### Aim of the exercise:
Identify the lines holding "React" and copy them.

### Material provided:

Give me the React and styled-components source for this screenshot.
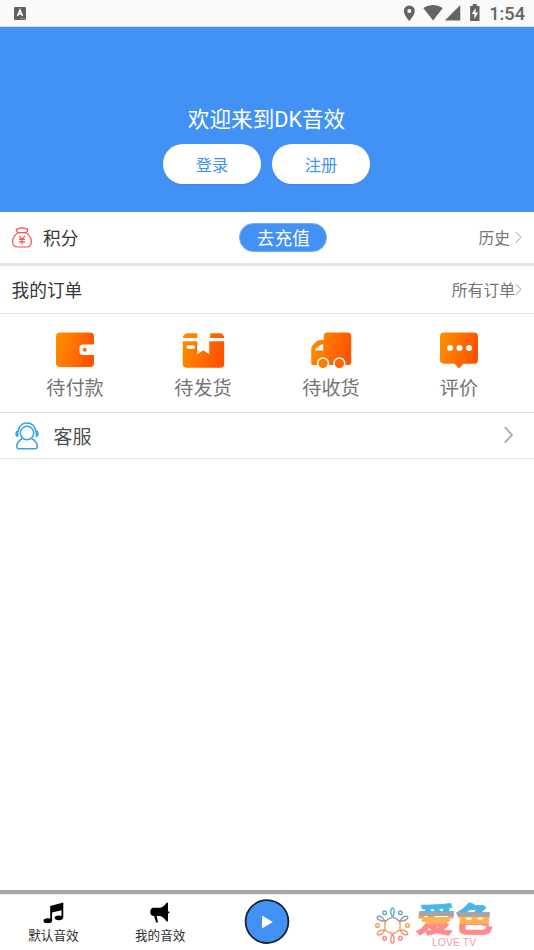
import React from "react";
import styled, { createGlobalStyle } from "styled-components";

const GlobalStyle = createGlobalStyle`
  * { box-sizing: border-box; }
  body {
    margin: 0;
    background: #fff;
    font-family: Roboto, "Noto Sans CJK SC", sans-serif;
  }
  svg { display: block; flex: none; overflow: visible; }
`;

const Screen = styled.div`
  width: 534px;
  height: 950px;
  display: flex;
  flex-direction: column;
  overflow: hidden;
  background: #fff;
`;

const StatusBar = styled.div`
  height: 27px;
  flex: none;
  display: flex;
  align-items: center;
  justify-content: space-between;
  padding: 0 9px 0 14px;
  background: #fafafa;
  border-bottom: 1px solid #d5dce5;
`;

const StatusIcons = styled.div`
  display: flex;
  align-items: center;
`;

const Clock = styled.span`
  margin-left: 8px;
  padding-top: 2px;
  font-size: 18.2px;
  line-height: 26px;
  font-weight: 480;
  color: #646464;
`;

const Hero = styled.header`
  height: 185px;
  flex: none;
  display: flex;
  flex-direction: column;
  align-items: center;
  padding: 76px 1px 0 0;
  background: #4292f5;
`;

const Welcome = styled.h1`
  margin: 0;
  height: 41px;
  line-height: 33px;
  font-size: 21.6px;
  font-weight: 400;
  color: #fff;
`;

const HeroActions = styled.div`
  display: flex;
  gap: 11px;
`;

const HeroButton = styled.button`
  width: 98px;
  height: 40px;
  padding: 3px 0 0;
  border: 0;
  border-radius: 20px;
  background: #fff;
  color: #4292f5;
  font: inherit;
  font-size: 16.3px;
  line-height: 24px;
  box-shadow: 0 1px 1px rgba(20, 70, 150, 0.12);
`;

const Row = styled.div`
  height: ${(p) => p.$height}px;
  flex: none;
  display: flex;
  align-items: center;
  padding: 0 ${(p) => p.$right || 12}px 0 ${(p) => p.$left || 12}px;
  border-bottom: ${(p) => p.$line || 1}px solid #e5e5e5;
`;

const RowLabel = styled.span`
  font-size: ${(p) => p.$size || 17.7}px;
  line-height: 28px;
  padding-top: ${(p) => p.$drop || 2}px;
  color: ${(p) => p.$color || "#363636"};
  margin-left: ${(p) => p.$gap || 0}px;
`;

const TopUp = styled.button`
  width: 88px;
  height: 29px;
  margin-left: 161px;
  padding: 2px 0 0;
  border: 1px solid #76acef;
  border-radius: 15px;
  background: #4292f5;
  color: #fff;
  font: inherit;
  font-size: 17.7px;
  line-height: 26px;
`;

const RowLink = styled.span`
  display: flex;
  align-items: center;
  gap: ${(p) => p.$gap}px;
  margin-left: auto;
  color: #747474;
`;

const LinkText = styled.span`
  padding-top: 3px;
  font-size: 15.8px;
  line-height: 24px;
`;

const Orders = styled.div`
  height: 99px;
  flex: none;
  display: grid;
  grid-template-columns: repeat(4, 128px);
  padding: 14px 11px 0;
  border-bottom: 1px solid #e0e0e0;
`;

const OrderItem = styled.div`
  display: flex;
  flex-direction: column;
  align-items: center;
  font-size: 19.2px;
  line-height: 28px;
  color: #757575;
`;

const OrderLabel = styled.span`
  margin-top: 3px;
`;

const TabBar = styled.nav`
  height: 60px;
  margin-top: auto;
  flex: none;
  display: grid;
  grid-template-columns: repeat(3, 106.8px) 1fr;
  border-top: 4px solid #a8a8a8;
  box-shadow: inset 0 1px #e6e6e6;
`;

const Tab = styled.div`
  display: flex;
  flex-direction: column;
  align-items: center;
  padding-top: ${(p) => p.$top}px;
  font-size: 12.6px;
  line-height: 20px;
  color: #303030;
`;

const TabLabel = styled.span`
  margin-top: 2px;
`;

const LogoSlot = styled.div`
  padding: 6px 0 0 53.6px;
`;

const Arrow = ({ w = 7, h = 12, stroke = "#999", sw = 1 }) => (
  <svg width={w} height={h} viewBox={`0 .6 ${w} ${h}`} fill="none" stroke={stroke} strokeWidth={sw}>
    <path d={`M.8.7 ${w - 1} ${h / 2} .8 ${h - 0.7}`} />
  </svg>
);

const OrangeFill = ({ id }) => (
  <defs>
    <linearGradient id={id} x1="0" y1="0" x2="1" y2="0.25">
      <stop stopColor="#ff9200" />
      <stop offset="1" stopColor="#ff5500" />
    </linearGradient>
  </defs>
);

const Wallet = () => (
  <svg width="44" height="44" viewBox="0 0 44 44">
    <OrangeFill id="wallet" />
    <rect x="3" y="4.500" width="38" height="34.500" rx="4" fill="url(#wallet)" />
    <path d="M41.500 16.500H30q-3.500 0-3.500 3.500v3.500q0 3.500 3.500 3.500h11.500Z" fill="#fff" />
    <circle cx="31.700" cy="21.700" r="2" fill="#ff7100" />
  </svg>
);

const Parcel = () => (
  <svg width="44" height="44" viewBox="-.7 .3 44 44">
    <OrangeFill id="parcel" />
    <path fill="url(#parcel)" d="M1 10.300q1-4.800 5-4.800h9.500v4.800ZM28.500 5.500H38q4 0 4.500 4.800h-14ZM1 13.500h14.500v13l6-4 6 4v-13h15V36q0 4-4 4H5q-4 0-4-4Z" />
    <rect x="5" y="17.500" width="8" height="3.500" rx="1" fill="#fff" />
  </svg>
);

const Truck = () => (
  <svg width="44" height="44" viewBox="-.7 .5 44 44">
    <OrangeFill id="truck" />
    <path fill="url(#truck)" d="M14 8.500Q14 5 17.500 5H38q3.500 0 3.500 3.500V34q0 3.500-3 3.500H3q-1.500 0-1.500-1.500V22q0-3 2-5l3-3q1.500-1.500 4-1.500H14Z" />
    <path fill="#fff" d="m5.500 21.500 6-4.500h2v6h-7q-2 0-1-1.500Z" />
    <circle cx="13.300" cy="36" r="6.200" fill="#fff" /><circle cx="29.700" cy="36" r="6.200" fill="#fff" />
    <circle cx="13.300" cy="36" r="4.700" fill="#ff8000" /><circle cx="29.700" cy="36" r="4.700" fill="#ff6900" />
  </svg>
);

const Review = () => (
  <svg width="44" height="44" viewBox="0 0 44 44">
    <OrangeFill id="review" />
    <path fill="url(#review)" d="M7 4.500h30q4 0 4 4V32q0 3.800-4 3.800H26.500L22 40.500l-4.500-4.700H7q-4 0-4-3.800V8.500q0-4 4-4Z" />
    <g fill="#fff"><circle cx="13" cy="20" r="3" /><circle cx="22.500" cy="20" r="3" /><circle cx="32" cy="20" r="3" /></g>
  </svg>
);

const MoneyBag = () => (
  <svg width="20" height="22" viewBox="0 .7 20 22" fill="none" stroke="#f45252" strokeWidth="1.200">
    <path d="M6 6.300Q3 3.700 5 2.600Q6.500 3.200 7.200 1.700Q9 2.600 10 1Q11 2.600 12.800 1.700Q13.500 3.200 15 2.600Q17 3.700 14 6.300ZM6.200 6.500C3 8.500.6 12 .6 15.500c0 4 2 5.200 5 5.200h8.800c3 0 5-1.200 5-5.200 0-3.500-2.400-7-5.600-9" />
    <path d="m7 9.500 3 3.500 3-3.500M7 13h6M7 15.500h6M10 13v5" />
  </svg>
);

const Support = () => (
  <svg width="24" height="28" viewBox="0 0 24 28" fill="none" stroke="#35a5e0" strokeWidth="1.500">
    <circle cx="12" cy="11" r="6.700" />
    <path d="M3 10C4 3.500 8 1 12 1s8 2.500 9 9M7.500 16.500C3.500 18.500 1.800 21.500 1.800 24.500q0 2.300 2 2.300h16.400q2 0 2-2.300c0-3-1.700-6-5.700-8" />
    <path d="M2.700 9v5C.5 14 .5 10 2.700 9ZM21.300 9v5C23.500 14 23.500 10 21.300 9Z" />
  </svg>
);

const Music = () => (
  <svg width="22" height="22" viewBox="-1.500 -.3 22 22">
    <path d="M6.700 3.700 19.800.3V15.500H18V8L8.600 10.300V19H6.700Z" />
    <ellipse cx="4.300" cy="18.500" rx="4.300" ry="2.500" /><ellipse cx="15.400" cy="15.500" rx="4.200" ry="2.400" />
  </svg>
);

const Megaphone = () => (
  <svg width="22" height="22" viewBox="-.5 0 22 22">
    <path d="M4 5.800h6.500Q14.500 5 17 .8h1.500v8.400q3 1 0 2.600v7.700H17q-2.500-4.500-6.500-5.500H7.200l1.300 6.500H6.700L4.500 14Q.8 14 .8 10T4 5.800Z" />
  </svg>
);

const PlayButton = () => (
  <svg width="46" height="46" viewBox="0 .4 46 46">
    <circle cx="23" cy="23" r="21.400" fill="#4292f5" stroke="#182331" strokeWidth="1.800" />
    <path d="M18 16.800v13.200L28.800 23.300Z" fill="#fff" />
  </svg>
);

const petalAngles = [0, 60, 120, 180, 240, 300];

const polar = (deg, r) => {
  const t = (deg * Math.PI) / 180;
  return `${(18.5 + r * Math.sin(t)).toFixed(2)} ${(25.5 - r * Math.cos(t)).toFixed(2)}`;
};

const petalPath = (a) =>
  `M${polar(a - 30, 8)}Q${polar(a, 7)} ${polar(a + 7, 12)}C${polar(a + 9, 15)} ${polar(a + 4, 17.5)} ${polar(a, 17.5)}C${polar(a - 4, 17.5)} ${polar(a - 9, 15)} ${polar(a - 7, 12)}Q${polar(a, 7)} ${polar(a + 30, 8)}`;

const BrandLogo = () => (
  <svg width="124" height="48" viewBox="0 0 124 48">
    <defs>
      <linearGradient id="brand" gradientUnits="userSpaceOnUse" x1="0" y1="-30" x2="0" y2="3">
        <stop offset="0" stopColor="#4ab5ea" /><stop offset=".26" stopColor="#4ab5ea" />
        <stop offset=".28" stopColor="#a3a3a8" /><stop offset=".42" stopColor="#a3a3a8" />
        <stop offset=".44" stopColor="#ffb04f" /><stop offset=".66" stopColor="#ffb04f" />
        <stop offset=".68" stopColor="#ff8c8c" /><stop offset="1" stopColor="#ff8c8c" />
      </linearGradient>
      <linearGradient id="mark" gradientUnits="userSpaceOnUse" x1="0" y1="8" x2="0" y2="43">
        <stop offset=".14" stopColor="#55b5df" /><stop offset=".26" stopColor="#9c9da2" />
        <stop offset=".36" stopColor="#9c9da2" /><stop offset=".46" stopColor="#f0aa55" />
        <stop offset=".66" stopColor="#f5a45e" /><stop offset=".78" stopColor="#ff8790" />
      </linearGradient>
    </defs>
    <g fill="none" stroke="url(#mark)" strokeWidth="1.500">
      {petalAngles.map((a) => <path key={a} d={petalPath(a)} />)}
      <circle cx="10.700" cy="12.700" r="1.800" /><circle cx="26.300" cy="12.700" r="1.800" />
      <circle cx="3.500" cy="25.500" r="1.800" /><circle cx="33.500" cy="25.500" r="1.800" />
      <circle cx="10.700" cy="38.300" r="1.800" /><circle cx="26.300" cy="38.300" r="1.800" />
    </g>
    <text transform="translate(41.500 31.500) skewX(-5) scale(1.070 .94)" fontFamily="Noto Sans CJK SC, sans-serif" fontSize="36" fontWeight="900" fill="url(#brand)" stroke="url(#brand)" strokeWidth=".8">爱色</text>
    <text x="58" y="45.800" fontFamily="Liberation Sans, sans-serif" fontSize="10.300" textLength="44" fill="#f59b9f">LOVE TV</text>
  </svg>
);

const orders = [
  { label: "待付款", Icon: Wallet },
  { label: "待发货", Icon: Parcel },
  { label: "待收货", Icon: Truck },
  { label: "评价", Icon: Review },
];

export default function App() {
  return (
    <Screen>
      <GlobalStyle />
      <StatusBar>
        <svg width="12" height="14" viewBox="0 0 12 14">
          <rect y="1" width="12" height="13" rx="1" fill="#606060" />
          <path d="m3.500 10 2.500-6 2.500 6M4.500 8h3" fill="none" stroke="#fff" strokeWidth="1.500" />
          <path d="M6.500 12.500H11" stroke="#ddd" strokeWidth=".8" strokeDasharray="1 .7" />
        </svg>
        <StatusIcons>
          <svg width="80" height="18" viewBox="-.8 0 80 18" fill="#646464">
            <path fillRule="evenodd" d="M7.500 1.500A5.400 5.400 0 0 0 2 7c0 4 5.500 10 5.500 10S13 11 13 7a5.400 5.400 0 0 0-5.500-5.500Zm0 3.500a2 2 0 1 1 0 4 2 2 0 0 1 0-4Z" />
            <path d="M21.500 4Q31-2 41 4l-9.700 12.500ZM43 16.500 58.500 1v15.500Z" />
            <path fillRule="evenodd" d="M71 0h4v2h2.700v15h-9.400V2H71Zm2.800 4-4 6h2.700v5l4-6.500h-2.700Z" />
          </svg>
          <Clock>1:54</Clock>
        </StatusIcons>
      </StatusBar>
      <Hero>
        <Welcome>欢迎来到DK音效</Welcome>
        <HeroActions>
          <HeroButton>登录</HeroButton>
          <HeroButton>注册</HeroButton>
        </HeroActions>
      </Hero>
      <Row $height={54} $line={3}>
        <MoneyBag />
        <RowLabel $gap={11}>积分</RowLabel>
        <TopUp>去充值</TopUp>
        <RowLink $gap={5}><LinkText>历史</LinkText><Arrow /></RowLink>
      </Row>
      <Row $height={48} $left={11.5}>
        <RowLabel>我的订单</RowLabel>
        <RowLink $gap={0}><LinkText>所有订单</LinkText><Arrow /></RowLink>
      </Row>
      <Orders>
        {orders.map(({ label, Icon }) => (
          <OrderItem key={label}>
            <Icon />
            <OrderLabel>{label}</OrderLabel>
          </OrderItem>
        ))}
      </Orders>
      <Row $height={46} $left={15} $right={21}>
        <Support />
        <RowLabel $gap={14.5} $size={19} $drop={4} $color="#505050">客服</RowLabel>
        <RowLink $gap={0}><Arrow w={9} h={17} stroke="#aaa" sw={1.8} /></RowLink>
      </Row>
      <TabBar>
        <Tab $top={8}><Music /><TabLabel>默认音效</TabLabel></Tab>
        <Tab $top={8}><Megaphone /><TabLabel>我的音效</TabLabel></Tab>
        <Tab $top={5}><PlayButton /></Tab>
        <LogoSlot><BrandLogo /></LogoSlot>
      </TabBar>
    </Screen>
  );
}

### Task output:
Give me the React and styled-components source for this screenshot.
import React from "react";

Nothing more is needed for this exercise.